Perché il nome ricorda troppo quello delle Isole Baleari, intermedie tra la Penisola Iberica e la Sardegna.
E che il nome fosse di origine Iberica, o quantomeno legato a quell’area, ce lo conferma anche Silio Italico. Il poeta ad un certo punto della sue opera ci parla dei Vettoni, abitatori della Lusitania (attuale Portogallo) e della regione Cantabrica (costa nord-ovest della Spagna): bene, a suo dire il loro capo si chiamava Balaro.

Ma che rapporto c’era tra gli Iberi e i Balari?
Innanzitutto, le fonti sembrano propendere per un arrivo successivo dei Balari: un arrivo in epoca storica, non mitica, insomma. Quando Nora era una città di certo in rapporti commerciali e politici con i Cartaginesi.
L’ennesimo frammento di Sallustio ci dice che i Corsi stanziati in Sardegna ritenevano i Balari profughi “Pallantei” (qualunque cosa significhi ciò); ma per altri erano Numidi o Ispani provenienti dall’esercito cartaginese.
Ancora una volta Pausania ci conferma (o riprende?) quanto detto da Sallustio. Secondo lui si trattava di Africani o Iberici al soldo di Cartagine. Ad un certo punto questi mercenari vennero in lite con la città fenicia proprio per questione di denaro. Così disertarono e si rifugiarono sui monti della Sardegna.
Sembra di arguire che per i Corsi il nome “Balari” significasse “disertore” (o forse “esule”), e che da allora il nome rimase a quella popolazione.

Che i Balari non fossero persone considerati affidabili nel mondo romano sembra di intuirlo da alcune fonti: Sallustio dice che erano gente di animo mutevole, malfida per timore degli alleati, scuri di vesti. Cicerone arriverà a parlare di Sardi “mastrucati”, cioè coperti di pelli.
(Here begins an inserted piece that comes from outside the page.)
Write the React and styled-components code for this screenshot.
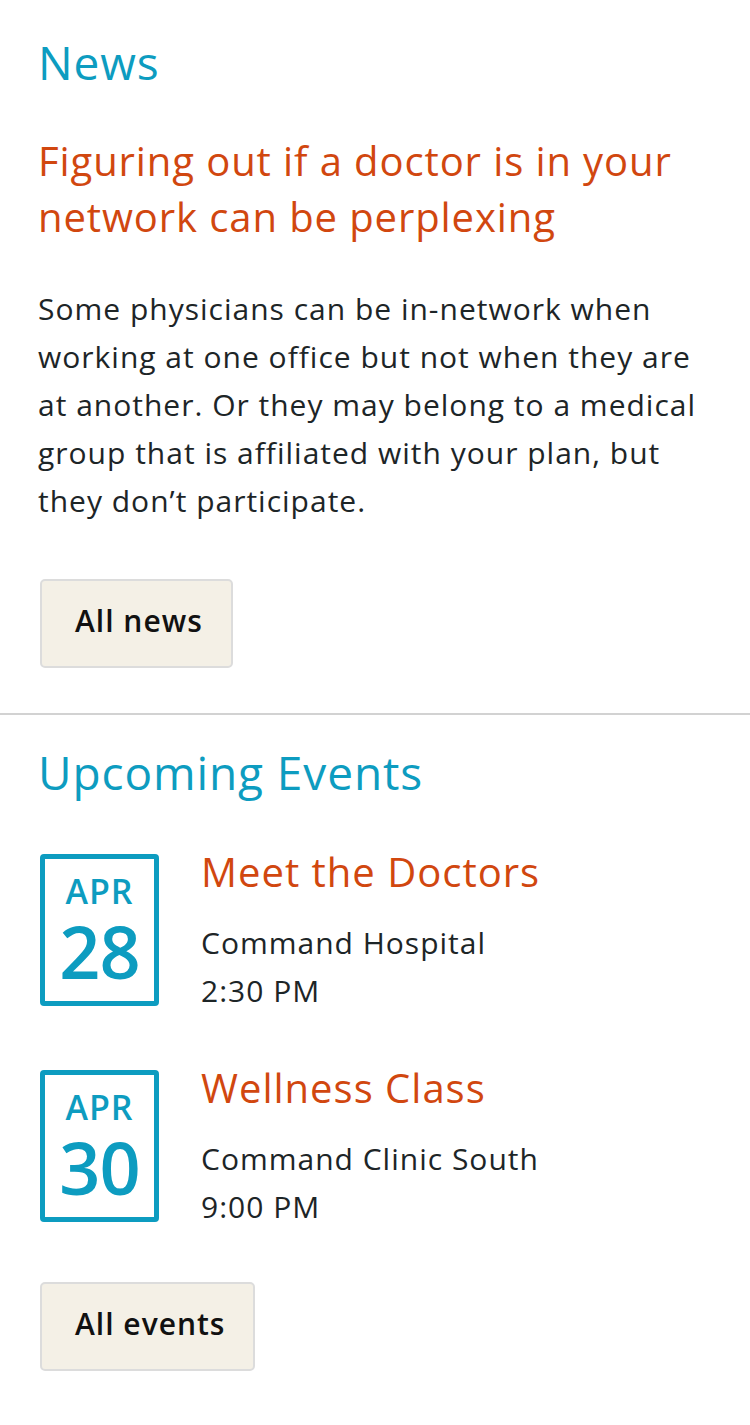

Strabone, geografo vissuto a cavallo tra il I secolo a.C. e il I secolo d.C., non ne ha una grande opinione. Ci dice di loro che abitano in spelonche (una costante abitazione sarda, a quanto pare…). Poi aggiunge che se pure avevano qualche terra seminabile, non si preoccupavano di metterla a frutto, anzi: preferivano depredare i profitti di chi lavorava, addirittura arrivando a rapinare gli abitanti della zona toscana.

Tito Livio ci narra le vicende della Sardegna appena conquistata dai Romani. Contro i nuovi dominatori, Iliesi e Balari strinsero un’alleanza e attaccarono la “pacatam provinciam” (la provincia pacificata).
Non fu una lotta facile, e quando Tiberio Sempronio Gracco condusse le legioni di Roma nel territorio Iliese, i Balari inviarono grandi rinforzi.
Ma Roma, per il momento, prevalse.

Quando poi gli Iliesi si ribellarono a Roma di nuovo durante la Seconda Guerra Punica, nel momento decisivo il loro capo Ampsicora cercò di arruolare truppe tra i Sardi Pelliti.
Si tratta dei Sardi mastruccati di cui parla Cicerone? Dei predatori Balari?

Sia quel che sia, anche la rivolta di Ampsicora finì male, e Iliesi e Balari dovettero rinunciare a cacciare i Romani.

Alcune piccole note…
Uscendo dal mito ed entrando nella Storia (e nelle dispute) non possiamo non citare la famosa Stele di Nora, qui sopra raffigurata. Scritta in un alfabeto fenicio arcaico, la sua traduzione (e quindi interpretazione) è discussa: la versione dell’epigrafia “ufficiale” (interpretazione di Moore-Cross, 1984) parla proprio di coloni provenienti da Tarsis (=Tartesso?) per giungere nella terra dei Sardi… Ma il nome del capo non è ahinoi, quello di Norache: il dedicante sarebbe un tal Milkaton, figlio di Subna.
Ovviamente la stele, rovinata e di difficile lettura, ha anche diverse interpretazioni (tant'è che "Milkaton figlio di Subna" diventa "Sb' figlio di Milkaton"...).
Se poi vogliamo accettare le teorie di alcuni “ricercatori indipendenti(sti)” la sua traduzione è virtualmente impossibile, in quanto, pur essendo scritta in caratteri fenici, le parole sarebbero in lingua Shardana…

Sia gli Scholi a Dioniso, sia Eustathio ci confermano che gli Iberi arrivarono prima degli Eraclidi, figli di quell’Eracle che uccise il nonno di Norache.
Ma di questo parleremo in un prossimo post.